The Weakest Link -- -- Emergency
Diesel Generators
by Scott D. Portzline - Three Mile Island Alert

The most worrisome defect is the emergency diesel generators(EDGs). During a "station blackout" (loss of offsite power) these generators supply the electricity needed to bring the plant to a safe shutdown. If they fail, the chance of an accident approaches certainty. Former NRC Chairman Dr. Shirley Jackson said, "NRC reviews in recent years have left no doubt that a station blackout at a nuclear power station is a major contributor to reactor core damage frequency." The NRC claims a 97.5 reliability rate but watchdogs say it is lower. Nearly every month, the EDGs fail at a nuclear plant; fortunately not during a station blackout.

When a tornado struck the Davis Besse plant (same design as TMI) in Ohio in June 1998, for 41 nervous hours an array of equipment problems complicated efforts to keep the reactor under control. One of the two EDGs overheated and the other failed briefly due to a faulty relay switch. It was a close call which caused the plant's emergency director to say, "For a few minutes your heart goes up into your throat.''

This station blackout also caused the temperature of the spent fuel pool to increase to the point where water would be lost. Nuclear plants currently don't have an emergency power supply for these pools. A petition has been filed by the Nuclear Information and Resource Services (NIRS) to add this safety feature.

Fires have temporarily knocked out the EDGs at the Limerick and Crystal River nuclear plants in recent years. Six years ago, TMI's EDGs were inoperable for one month before the problem was discovered. Last year, TMI's EDGs were labeled a "fire hazard" by an NRC administrator who said they were as "ugly as I have ever seen" because of leaking oil. TMI has since "cleaned up" that situation.

At a June 15, 1999 Y2K meeting between the NRC and the Nuclear Energy Institute (NEI), I recounted what the administrator said about TMI. The vice-president of NEI answered, "So what?

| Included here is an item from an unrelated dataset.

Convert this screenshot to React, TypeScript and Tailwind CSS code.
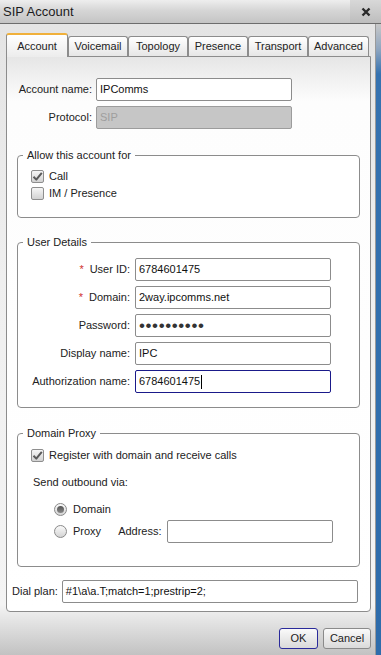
import type { ReactNode } from "react";

// SIP Account dialog — Account tab

const FONT = "font-['Liberation_Sans',Arial,sans-serif]";

function Field({
  value,
  width,
  disabled,
  focused,
  children,
}: {
  value?: string;
  width: string;
  disabled?: boolean;
  focused?: boolean;
  children?: ReactNode;
}) {
  return (
    <div
      className={`flex h-[23px] ${width} items-center rounded-[2px] border px-[3px] text-[11px] ${
        disabled
          ? "border-[#9c9c9c] bg-[#c6c6c6] text-[#9e9e9e]"
          : focused
            ? "border-[#1a1a8a] bg-white text-[#111]"
            : "border-[#8c8c8c] bg-white text-[#111]"
      }`}
    >
      {children ?? value}
      {focused && <span className="ml-[1px] h-[14px] w-[1px] bg-black" />}
    </div>
  );
}

function Check({ checked }: { checked?: boolean }) {
  return (
    <span className="flex h-[13px] w-[13px] shrink-0 items-center justify-center rounded-[2px] border border-[#8e8e8e] bg-gradient-to-b from-[#f6f6f6] to-[#d2d2d2]">
      {checked && (
        <svg width="11" height="11" viewBox="0 0 11 11">
          <path
            d="M1.5 5.8 L4.3 8.6 L9.8 1.8"
            fill="none"
            stroke="#5a5a5a"
            strokeWidth="2"
            strokeLinejoin="round"
          />
        </svg>
      )}
    </span>
  );
}

function Radio({ selected }: { selected?: boolean }) {
  return (
    <span className="flex h-[13px] w-[13px] shrink-0 items-center justify-center rounded-full border border-[#8a8a8a] bg-gradient-to-b from-[#fafafa] to-[#d4d4d4]">
      {selected && (
        <span className="h-[7px] w-[7px] rounded-full bg-gradient-to-b from-[#555] to-[#888]" />
      )}
    </span>
  );
}

function Group({ title, children }: { title: string; children: ReactNode }) {
  return (
    <fieldset className="ml-[10px] w-[343px] rounded-[4px] border border-[#8c8c8c] bg-white">
      <legend className="ml-[5px] px-[4px] text-[11px] leading-[13px] text-[#222]">
        {title}
      </legend>
      {children}
    </fieldset>
  );
}

function Row({
  label,
  req,
  children,
}: {
  label: string;
  req?: boolean;
  children: ReactNode;
}) {
  return (
    <div className="flex items-center">
      <span className="w-[117px] pr-[5px] text-right text-[11px] text-[#222]">
        {req && <span className="mr-[6px] text-[#d03030]">*</span>}
        {label}
      </span>
      {children}
    </div>
  );
}

const TABS = ["Voicemail", "Topology", "Presence", "Transport", "Advanced"];

export default function App() {
  return (
    <div className={`flex h-[655px] w-[381px] flex-col overflow-hidden ${FONT}`}>
      {/* title bar */}
      <div className="flex h-[24px] shrink-0 items-center border-b border-[#6c6c6c] bg-[linear-gradient(to_bottom,#eeeeee,#d6d6d6_45%,#c4c4c4)]">
        <span className="pl-[3px] text-[13px] text-[#1c1c1c]">SIP Account</span>
        <div className="ml-auto flex h-full w-[31px] items-center justify-center bg-[linear-gradient(to_bottom,#d8d8d8,#bdbdbd)]">
          <svg width="10" height="10" viewBox="0 0 10 10">
            <path d="M1.5 1.5 L8.5 8.5 M8.5 1.5 L1.5 8.5" stroke="#2a2a2a" strokeWidth="2.4" />
          </svg>
        </div>
      </div>

      <div className="flex flex-1">
        {/* dialog body */}
        <div className="flex w-[376px] flex-col border-r border-[#9a9a9a] bg-[linear-gradient(to_bottom,#e4e4e4_0%,#efefef_40%,#f4f4f4_92%,#c2c2c2_100%)] pl-[6px] pt-[9px]">
          {/* tabs */}
          <div className="flex h-[23px] items-end">
            <div className="relative z-10 mb-[-1px] flex h-[24px] w-[62px] items-center justify-center rounded-t-[3px] border border-b-0 border-[#8c8c8c] border-t-[#f0b03a] border-t-2 bg-[linear-gradient(to_bottom,#ffffff,#ececec)] text-[11px] text-[#222]">
              Account
            </div>
            {TABS.map((t, i) => (
              <div
                key={t}
                className={`flex h-[20px] ${i === 4 ? "w-[61px]" : "w-[60px]"} items-center justify-center rounded-t-[3px] border border-b-0 border-[#8c8c8c] bg-[linear-gradient(to_bottom,#ffffff,#e6e6e6)] text-[11px] text-[#222]`}
              >
                {t}
              </div>
            ))}
          </div>

          {/* tab panel */}
          <div className="flex w-[365px] flex-col rounded-b-[4px] border border-[#8c8c8c] bg-[linear-gradient(to_bottom,#e6e6e6_0px,#fdfdfd_45px,#ffffff_100%)] pb-[8px]">
            <div className="mt-[21px] flex flex-col gap-[5px]">
              <div className="flex items-center">
                <span className="w-[89px] pr-[4px] text-right text-[11px] text-[#222]">
                  Account name:
                </span>
                <Field width="w-[196px]" value="IPComms" />
              </div>
              <div className="flex items-center">
                <span className="w-[89px] pr-[4px] text-right text-[11px] text-[#222]">
                  Protocol:
                </span>
                <Field width="w-[196px]" value="SIP" disabled />
              </div>
            </div>

            <div className="mt-[20px]">
              <Group title="Allow this account for">
                <div className="mb-[15px] mt-[6px] flex flex-col pl-[13px]">
                  <label className="flex h-[17px] items-center gap-[5px] text-[11px] text-[#222]">
                    <Check checked />
                    Call
                  </label>
                  <label className="flex h-[17px] items-center gap-[5px] text-[11px] text-[#222]">
                    <Check />
                    IM / Presence
                  </label>
                </div>
              </Group>
            </div>

            <div className="mt-[18px]">
              <Group title="User Details">
                <div className="mb-[14px] mt-[9px] flex flex-col gap-[5px]">
                  <Row label="User ID:" req>
                    <Field width="w-[196px]" value="6784601475" />
                  </Row>
                  <Row label="Domain:" req>
                    <Field width="w-[196px]" value="2way.ipcomms.net" />
                  </Row>
                  <Row label="Password:">
                    <Field width="w-[196px]">
                      <span className="text-[17px] leading-none tracking-[0.6px] text-[#333]">••••••••••</span>
                    </Field>
                  </Row>
                  <Row label="Display name:">
                    <Field width="w-[196px]" value="IPC" />
                  </Row>
                  <Row label="Authorization name:">
                    <Field width="w-[196px]" value="6784601475" focused />
                  </Row>
                </div>
              </Group>
            </div>

            <div className="mt-[19px]">
              <Group title="Domain Proxy">
                <div className="mb-[23px] mt-[8px] flex flex-col">
                  <label className="flex h-[15px] items-center gap-[5px] pl-[13px] text-[11px] text-[#222]">
                    <Check checked />
                    Register with domain and receive calls
                  </label>
                  <span className="mt-[13px] pl-[15px] text-[11px] leading-[13px] text-[#222]">
                    Send outbound via:
                  </span>
                  <label className="mt-[13px] flex h-[15px] items-center gap-[6px] pl-[36px] text-[11px] text-[#222]">
                    <Radio selected />
                    Domain
                  </label>
                  <div className="mt-[3px] flex items-center pl-[36px] text-[11px] text-[#222]">
                    <Radio />
                    <span className="ml-[6px]">Proxy</span>
                    <span className="ml-[17px] mr-[5px]">Address:</span>
                    <Field width="w-[166px]" />
                  </div>
                </div>
              </Group>
            </div>

            <div className="mt-[13px] flex items-center gap-[4px] pl-[5px]">
              <span className="text-[11px] text-[#222]">Dial plan:</span>
              <Field width="w-[296px]" value="#1\a\a.T;match=1;prestrip=2;" />
            </div>
          </div>

          {/* buttons */}
          <div className="mt-[16px] flex justify-end gap-[5px] pr-[4px]">
            <button className="h-[21px] w-[39px] rounded-[3px] border border-[#2a2a9a] bg-[linear-gradient(to_bottom,#fafafa,#dadada)] text-[11px] text-[#222]">
              OK
            </button>
            <button className="h-[21px] w-[48px] rounded-[3px] border border-[#8a8a8a] bg-[linear-gradient(to_bottom,#fafafa,#dadada)] text-[11px] text-[#222]">
              Cancel
            </button>
          </div>
        </div>

        {/* desktop showing behind the window edge */}
        <div className="flex-1 bg-[linear-gradient(to_bottom,#c8c8c8_0px,#8fa6c0_25px,#3572b0_50px,#2e6cab_100%)]" />
      </div>
    </div>
  );
}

As long as they are up to regulations." This is the same kind of arrogance that led to the TMI accident.

The NRC does not draw a clear line for Y2K safety. The General Accounting Office (GAO) stated that despite six major reviews over two decades of NRC regulatory oversight, the NRC still does not adequately define safety. For example: the very same valve which caused the loss-of-coolant accident at TMI 20 years ago is still not rated as a safety component.

The NRC's assurances that all safety systems are Y2K ready does not rest well with TMIA. When Peach Bottom lost its safety parameter display for seven hours during a Y2K test, the NRC claimed that safety wasn't compromised. This system was added to every plant as a result of the TMI accident. Sometimes the NRC's judgment defies common sense. The GAO is now recommending that state public utility commissions publicize descriptions of the probable and worst case Y2K scenarios.

The NRC will permit plants to violate their licenses to keep them online come January 1, 2000. This situation is reminiscent of the Challenger explosion where rocket engineers were literally told to "remove your engineering hats and put on your management hats" to get the "green light" for the mission.

Resident inspectors at each plant will grant safety exemptions to plants in an effort to protect grid stability rather than public health and safety from radioactivity which is the NRC's statutory mandate. With millions of lives at stake, the NRC would do well to strengthen the emergency diesel generators by thorough testing and requiring an additional backup power source as petitioned by NIRS. The NRC is now three months late for its own deadline for responding to the NIRS petitions.

-- flb (fben4077@yahoo.com), July 27, 1999

Answers

center off

-- flb (fben4077@yahoo.com), July 27, 1999.

Clean up crew...

-- will (this@wo.rk?), July 27, 1999.
Hhmm, kept seeing reports of back-up generators failing in tests, in many industries. Hope Robert Cook sees this; he's noticed the trend too!

-- Ashton & Leska in Cascadia (allaha@earthlink.net), July 27, 1999.

hmmmmmmmmmmmmmmmmmm Don't need power to cool the reactors.... They have backup gens that will keep the water flowing.... hmmmmmmmmmmmm Looks like they will be forced to shut them down. hmmmmmmmmmmmm Got Iodine?

-- FLAME AWAY (BLehman202@aol.com), July 27, 1999.

Dustpan?

-- a night janitor (dust.p@n.brigade), July 27, 1999.

dustpan AND broom?

-- a night janitor (dust.p@n.brigade), July 27, 1999.
AND a dustbin

-- a night janitor (r@r.r), July 27, 1999.

Same old tired anti-nuclear diatribe masquerading as Y2K. Got an agenda?